Hoping to sever his criminal ties, Porcupine asks Hobgoblin to release him from his franchise contract and let him buy the Porcupine equipment outright. Instead, Hobgoblin tries to kill Porcupine with a Pumpkin Bomb so that he could use his equipment for future franchisees. Roger happens to be wearing one of Spider-Woman's high-tech pregnancy outfits, enabling him to survive the bomb, and he begins a relationship with Spider-Woman. The two continue looking after Gerry, who they discover also has Spider-Woman's powers.

==Powers and abilities==
The original Porcupine wielded a self-made battle armor composed of steel and advanced plastics that enhanced his strength and durability. The armor is equipped with a wide variety of offensive and defensive weapons built in. The outer surface of the armor is covered with razor-tipped metal quill-like projections which can be fired at opponents. The armor's other capabilities include laser beams, concussive bombs, small rockets, tear gas, sleeping gas, smoke screens, acetylene torch flames, liquid cement, wheels giving off hypnotic lights, and high voltage blasts of electricity. The suit included belt jets which allowed him to fly for short distances. Gentry was a skilled automotive mechanic and had a master's degree in engineering.

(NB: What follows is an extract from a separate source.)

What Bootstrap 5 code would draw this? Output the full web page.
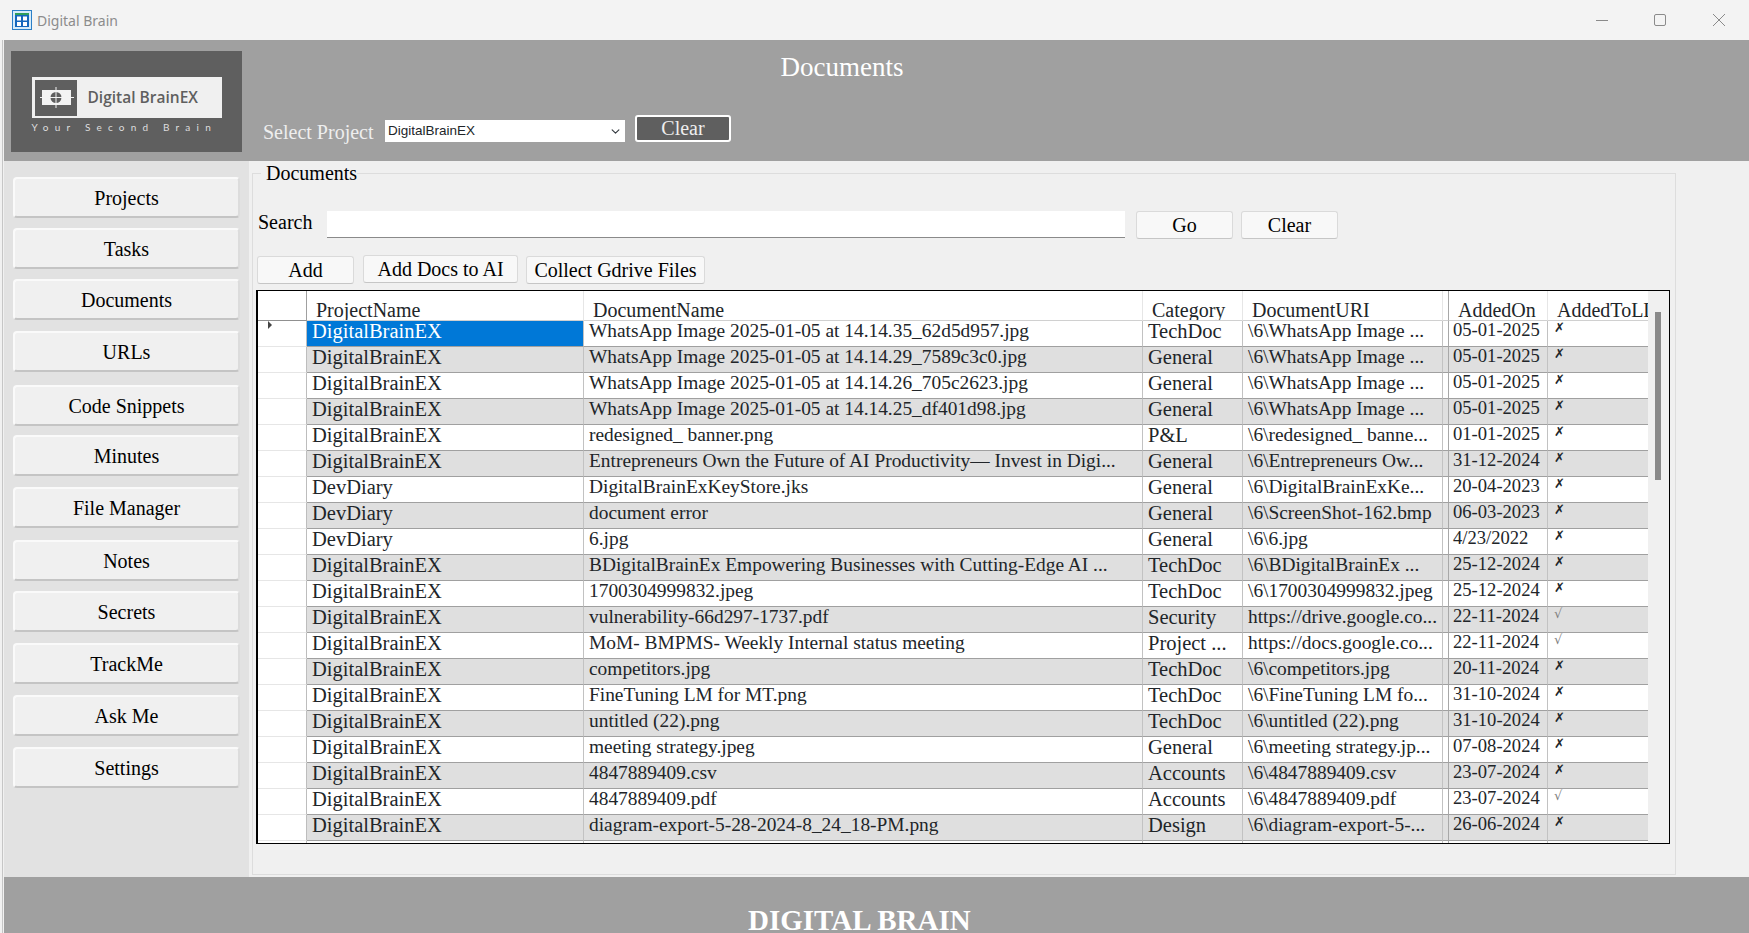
<!DOCTYPE html>
<html lang="en">
<head>
  <meta charset="UTF-8" />
  <meta name="viewport" content="width=device-width, initial-scale=1" />
  <title>Digital Brain</title>
  <link href="https://cdn.jsdelivr.net/npm/bootstrap@5.3.3/dist/css/bootstrap.min.css" rel="stylesheet" />
  <style>
    html, body { height: 933px; overflow: hidden; }
    body { background-color: #f1f1f1; font-family: "Liberation Serif", serif; color: #000; }
    .title-bar { height: 40px; padding-left: 12px; background-color: #f3f3f3; }
    .title-text { font-family: "Noto Sans", sans-serif; font-size: 14px; color: #8c8c8c; margin-left: 5px; }
    .win-ctrl { width: 59px; }
    .frame { height: 893px; margin-left: 2px; border-left: 1px solid #c6c6c6; padding-left: 1px; }
    .top-head { height: 121px; background-color: #a0a0a0; }
    .logo-box { width: 231px; height: 101px; margin: 11px 0 0 7px; background-color: #5f5f5f; }
    .logo-plate { width: 190px; height: 41px; margin-top: 26px; padding: 2px 3px; background-color: #f0f0f0; }
    .logo-name { margin-left: 11px; font-family: "Open Sans", sans-serif; font-weight: 600; font-size: 15.5px; color: #5f5f5f; white-space: nowrap; }
    .logo-tag { width: 190px; margin-top: 3px; font-family: "Lato", sans-serif; font-size: 10px; line-height: 13px; letter-spacing: 6.2px; color: #dedede; white-space: nowrap; }
    .head-side { width: 1200px; }
    .head-title { padding-top: 12px; font-size: 27px; line-height: 30px; color: #fff; text-align: center; }
    .project-row { margin: 33px 0 0 21px; }
    .project-label { width: 122px; font-size: 20px; line-height: 22px; color: #eee; white-space: nowrap; padding-top: 6px; }
    .project-select { width: 240px; height: 22px; padding: 0 0 0 3px; border: 0; border-radius: 0; font-family: "Liberation Sans", sans-serif; font-size: 13.5px; line-height: 20px; background-size: 11px 9px; background-position: right 4px center; margin-top: 5px; }
    .clear-dark { width: 96px; height: 27px; margin-left: 10px; padding: 0; border: 2px solid #fff; border-radius: 3px; background-color: #5f5f5f; color: #eee; font-size: 20px; line-height: 21px; }
    .middle { height: 716px; }
    .side-menu { width: 245px; padding: 16px 9px 0 9px; background-color: #e2e2e2; }
    .side-btn { display: block; width: 227px; height: 41px; padding: 0; border: 2px solid #fafafa; border-bottom-color: #c4c4c4; border-right-color: #dcdcdc; border-radius: 4px; background-color: #f0f0f0; color: #000; font-size: 20px; line-height: 34px; margin-bottom: 10px; }
    .side-btn:nth-child(3) { margin-bottom: 11px; }
    .side-btn:nth-child(4) { margin-bottom: 13px; }
    .side-btn:nth-child(5) { margin-bottom: 9px; }
    .side-btn:nth-child(6) { margin-bottom: 11px; }
    .side-btn:nth-child(7) { margin-bottom: 12px; }
    .side-btn:nth-child(9), .side-btn:nth-child(10), .side-btn:nth-child(11) { margin-bottom: 11px; }
    .main-area { background-color: #f0f0f0; padding-left: 3px; }
    .doc-group { width: 1424px; height: 714px; padding: 0 0 0 3px; border: 1px solid #dddddd; margin-top: 0; }
    .doc-group legend { float: none; width: auto; margin: 0 0 0 5px; padding: 0 0 0 5px; font-size: 20px; line-height: 24px; }
    .search-row { margin-top: 26px; height: 28px; }
    .search-label { width: 71px; padding-left: 2px; font-size: 20px; line-height: 22px; }
    .search-input { width: 798px; height: 27px; border: 0; border-bottom: 1px solid #8a8a8a; border-radius: 0; padding: 0 4px; }
    .plain-btn { height: 28px; padding: 0; border: 1px solid #dadada; border-bottom-color: #c6c6c6; border-radius: 3px; background-color: #f8f8f8; color: #000; font-size: 20px; line-height: 24px; white-space: nowrap; }
    .go-btn { width: 97px; margin-left: 11px; }
    .clear-btn { width: 97px; margin-left: 8px; }
    .action-row { margin: 17px 0 0 1px; height: 28px; }
    .add-btn { width: 97px; }
    .ai-btn { width: 155px; margin-left: 9px; margin-top: -1px; }
    .gdrive-btn { width: 179px; margin-left: 8px; }
    .grid-box { width: 1414px; height: 554px; margin-top: 6px; border: 1px solid #000; border-left-width: 2px; background-color: #f0f0f0; }
    .grid-clip { width: 1391px; overflow: hidden; }
    .doc-grid { width: 1391px; margin: 0; table-layout: fixed; border-collapse: separate; border-spacing: 0; background-color: #fff; }
    .doc-grid th, .doc-grid td { padding: 0 4px 0 5px; border: 0; line-height: 1; white-space: nowrap; overflow: hidden; box-shadow: none; }
    .doc-grid th { height: 30px; padding-left: 9px; font-size: 20px; font-weight: 400; border-right: 1px solid #e6e6e6; border-bottom: 1px solid #d0d0d0; background-color: #fff; }
    .doc-grid td { height: 26px; font-size: 20.5px; border-right: 1px solid #c2c2c2; border-bottom: 1px solid #a0a0a0; background-color: #fff; }
    .doc-grid tr.alt td { background-color: #dfdfdf; }
    .doc-grid td.row-head, .doc-grid tr.alt td.row-head { padding: 0 0 0 10px; background-color: #fff; border-right: 1px solid #bdbdbd; border-bottom: 1px solid #e6e6e6; }
    .doc-grid th.row-head { border-right-color: #a0a0a0; border-bottom-color: #909090; }
    .doc-grid td.picked { background-color: #0078d7; color: #fff; }
    .doc-grid td.spacer, .doc-grid th.spacer { padding: 0; border-right-color: #a8a8a8; }
    .doc-grid td.date-cell { font-size: 18.6px; padding-left: 4px; }
    .doc-grid td.name-cell { font-size: 19.4px; }
    .doc-grid td.mark-cell { padding-left: 6px; font-family: "DejaVu Sans", sans-serif; font-size: 13px; border-right: 0; }
    .doc-grid td.mark-on { color: #808080; }
    .row-arrow { display: block; width: 0; height: 0; border-top: 4px solid transparent; border-bottom: 4px solid transparent; border-left: 4px solid #444; }
    .scroll-track { width: 21px; }
    .scroll-thumb { width: 6px; height: 168px; margin: 21px 0 0 7px; background-color: #8a8a8a; }
    .foot-bar { height: 56px; background-color: #a0a0a0; color: #fff; overflow: hidden; }
    .foot-text { margin: 27px 0 0 744px; font-size: 29px; font-weight: 700; line-height: 32px; white-space: nowrap; }
  </style>
</head>
<body>
  <div class="title-bar d-flex align-items-center">
    <svg width="20" height="20" viewBox="0 0 20 20">
      <rect x="0.5" y="0.5" width="19" height="19" fill="#d6ecfa" stroke="#2b7fc7"/>
      <rect x="3" y="3" width="14" height="14" fill="#1467bd"/>
      <rect x="3" y="3" width="14" height="2" fill="#2e9e5b"/>
      <path d="M5 6.5h4v4H5zM11 6.5h4v4h-4zM5 12h4v4H5zM11 12h4v4h-4z" fill="#fff"/>
    </svg>
    <span class="title-text">Digital Brain</span>
    <div class="ms-auto d-flex">
      <svg class="win-ctrl" height="14" viewBox="0 0 59 14"><path d="M24 7.5h12" stroke="#8a8a8a" stroke-width="1"/></svg>
      <svg class="win-ctrl" height="14" viewBox="0 0 59 14"><rect x="23.5" y="1.5" width="11" height="11" rx="1.5" fill="none" stroke="#8a8a8a"/></svg>
      <svg class="win-ctrl" height="14" viewBox="0 0 59 14"><path d="M23 1l12 12M35 1L23 13" stroke="#8a8a8a" stroke-width="1" fill="none"/></svg>
    </div>
  </div>

  <div class="frame d-flex flex-column">
    <div class="top-head d-flex">
      <div class="logo-box d-flex flex-column align-items-center">
        <div class="logo-plate d-flex align-items-center">
          <svg width="42" height="36" viewBox="0 0 42 36" class="flex-shrink-0">
            <rect width="42" height="36" fill="#5f5f5f"/>
            <rect x="7" y="10" width="29" height="15" fill="#f4f4f4"/>
            <circle cx="21" cy="17.5" r="5.5" fill="#5f5f5f"/>
            <path d="M21 7v21M5 17.5h34" stroke="#f4f4f4" stroke-width="1"/>
          </svg>
          <span class="logo-name">Digital BrainEX</span>
        </div>
        <div class="logo-tag">Your Second Brain</div>
      </div>
      <div class="head-side">
        <div class="head-title">Documents</div>
        <div class="project-row d-flex">
          <div class="project-label">Select Project</div>
          <select class="form-select project-select"><option>DigitalBrainEX</option></select>
          <button type="button" class="btn clear-dark">Clear</button>
        </div>
      </div>
    </div>

    <div class="middle d-flex">
      <div class="side-menu" id="sideMenu"></div>
      <div class="main-area flex-grow-1">
        <fieldset class="doc-group">
          <legend>Documents</legend>
          <div class="search-row d-flex">
            <label class="search-label" for="searchBox">Search</label>
            <input type="text" class="form-control search-input" id="searchBox" />
            <button type="button" class="btn plain-btn go-btn">Go</button>
            <button type="button" class="btn plain-btn clear-btn">Clear</button>
          </div>
          <div class="action-row d-flex">
            <button type="button" class="btn plain-btn add-btn">Add</button>
            <button type="button" class="btn plain-btn ai-btn">Add Docs to AI</button>
            <button type="button" class="btn plain-btn gdrive-btn">Collect Gdrive Files</button>
          </div>
          <div class="grid-box d-flex">
            <div class="grid-clip">
              <table class="table doc-grid">
                <colgroup>
                  <col style="width:49px"><col style="width:277px"><col style="width:559px"><col style="width:100px"><col style="width:200px"><col style="width:6px"><col style="width:99px"><col style="width:101px">
                </colgroup>
                <thead>
                  <tr>
                    <th class="row-head"></th>
                    <th>ProjectName</th>
                    <th>DocumentName</th>
                    <th>Category</th>
                    <th>DocumentURI</th>
                    <th class="spacer"></th>
                    <th>AddedOn</th>
                    <th>AddedToLLM</th>
                  </tr>
                </thead>
                <tbody id="gridBody"></tbody>
              </table>
            </div>
            <div class="scroll-track"><div class="scroll-thumb"></div></div>
          </div>
        </fieldset>
      </div>
    </div>

    <div class="foot-bar"><div class="foot-text">DIGITAL BRAIN</div></div>
  </div>

  <script>
    const menu = ["Projects", "Tasks", "Documents", "URLs", "Code Snippets", "Minutes", "File Manager", "Notes", "Secrets", "TrackMe", "Ask Me", "Settings"];
    document.getElementById("sideMenu").innerHTML = menu.map(m => `<button type="button" class="btn side-btn">${m}</button>`).join("");

    const db = "DigitalBrainEX", dd = "DevDiary";
    const rows = [
      [db, "WhatsApp Image 2025-01-05 at 14.14.35_62d5d957.jpg", "TechDoc", "\\6\\WhatsApp Image ...", "05-01-2025", 0],
      [db, "WhatsApp Image 2025-01-05 at 14.14.29_7589c3c0.jpg", "General", "\\6\\WhatsApp Image ...", "05-01-2025", 0],
      [db, "WhatsApp Image 2025-01-05 at 14.14.26_705c2623.jpg", "General", "\\6\\WhatsApp Image ...", "05-01-2025", 0],
      [db, "WhatsApp Image 2025-01-05 at 14.14.25_df401d98.jpg", "General", "\\6\\WhatsApp Image ...", "05-01-2025", 0],
      [db, "redesigned_ banner.png", "P&amp;L", "\\6\\redesigned_ banne...", "01-01-2025", 0],
      [db, "Entrepreneurs Own the Future of AI Productivity— Invest in Digi...", "General", "\\6\\Entrepreneurs Ow...", "31-12-2024", 0],
      [dd, "DigitalBrainExKeyStore.jks", "General", "\\6\\DigitalBrainExKe...", "20-04-2023", 0],
      [dd, "document error", "General", "\\6\\ScreenShot-162.bmp", "06-03-2023", 0],
      [dd, "6.jpg", "General", "\\6\\6.jpg", "4/23/2022", 0],
      [db, "BDigitalBrainEx Empowering Businesses with Cutting-Edge AI ...", "TechDoc", "\\6\\BDigitalBrainEx ...", "25-12-2024", 0],
      [db, "1700304999832.jpeg", "TechDoc", "\\6\\1700304999832.jpeg", "25-12-2024", 0],
      [db, "vulnerability-66d297-1737.pdf", "Security", "https://drive.google.co...", "22-11-2024", 1],
      [db, "MoM- BMPMS- Weekly Internal  status meeting", "Project ...", "https://docs.google.co...", "22-11-2024", 1],
      [db, "competitors.jpg", "TechDoc", "\\6\\competitors.jpg", "20-11-2024", 0],
      [db, "FineTuning LM for MT.png", "TechDoc", "\\6\\FineTuning LM fo...", "31-10-2024", 0],
      [db, "untitled (22).png", "TechDoc", "\\6\\untitled (22).png", "31-10-2024", 0],
      [db, "meeting strategy.jpeg", "General", "\\6\\meeting strategy.jp...", "07-08-2024", 0],
      [db, "4847889409.csv", "Accounts", "\\6\\4847889409.csv", "23-07-2024", 0],
      [db, "4847889409.pdf", "Accounts", "\\6\\4847889409.pdf", "23-07-2024", 1],
      [db, "diagram-export-5-28-2024-8_24_18-PM.png", "Design", "\\6\\diagram-export-5-...", "26-06-2024", 0],
      ["", "", "", "", "", 2]
    ];
    document.getElementById("gridBody").innerHTML = rows.map((r, i) => `
      <tr class="${i % 2 ? "alt" : ""}">
        <td class="row-head">${i === 0 ? '<span class="row-arrow"></span>' : ""}</td>
        <td class="${i === 0 ? "picked" : ""}">${r[0]}</td>
        <td class="name-cell">${r[1]}</td>
        <td>${r[2]}</td>
        <td class="name-cell">${r[3]}</td>
        <td class="spacer"></td>
        <td class="date-cell">${r[4]}</td>
        <td class="mark-cell ${r[5] === 1 ? "mark-on" : ""}">${r[5] === 1 ? "√" : r[5] === 0 ? "✗" : ""}</td>
      </tr>`).join("");
  </script>
  <script src="https://cdn.jsdelivr.net/npm/bootstrap@5.3.3/dist/js/bootstrap.bundle.min.js"></script>
</body>
</html>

The second Porcupine's armor gives him some resistance to physical and energy attacks. The helmet has a 6-hour air supply and night vision lenses. The quills do damage when striking opponents. His boot jets allow him to fly for up to 10 minutes. The Porcupine can fire three bombs or three knock out gas bombs at once.

Billy's offensive morphing power allowed him to sprout razor tipped spikes from his face, body, and right arm. These spikes were retractable, distorting the skin tissue to appear as acne. He could fire these spikes as projectile bolts with lethal force. Billy could also distort his left arm into a misshapen, extended form with elongated fingers and claws.

==In other media==
The Alexander Gentry incarnation of Porcupine appears in the She-Hulk: Attorney at Law episode "The Retreat", portrayed by Jordan Aaron Ford. This version is a participant in Summer Twilight, a meditation retreat run by Emil Blonsky.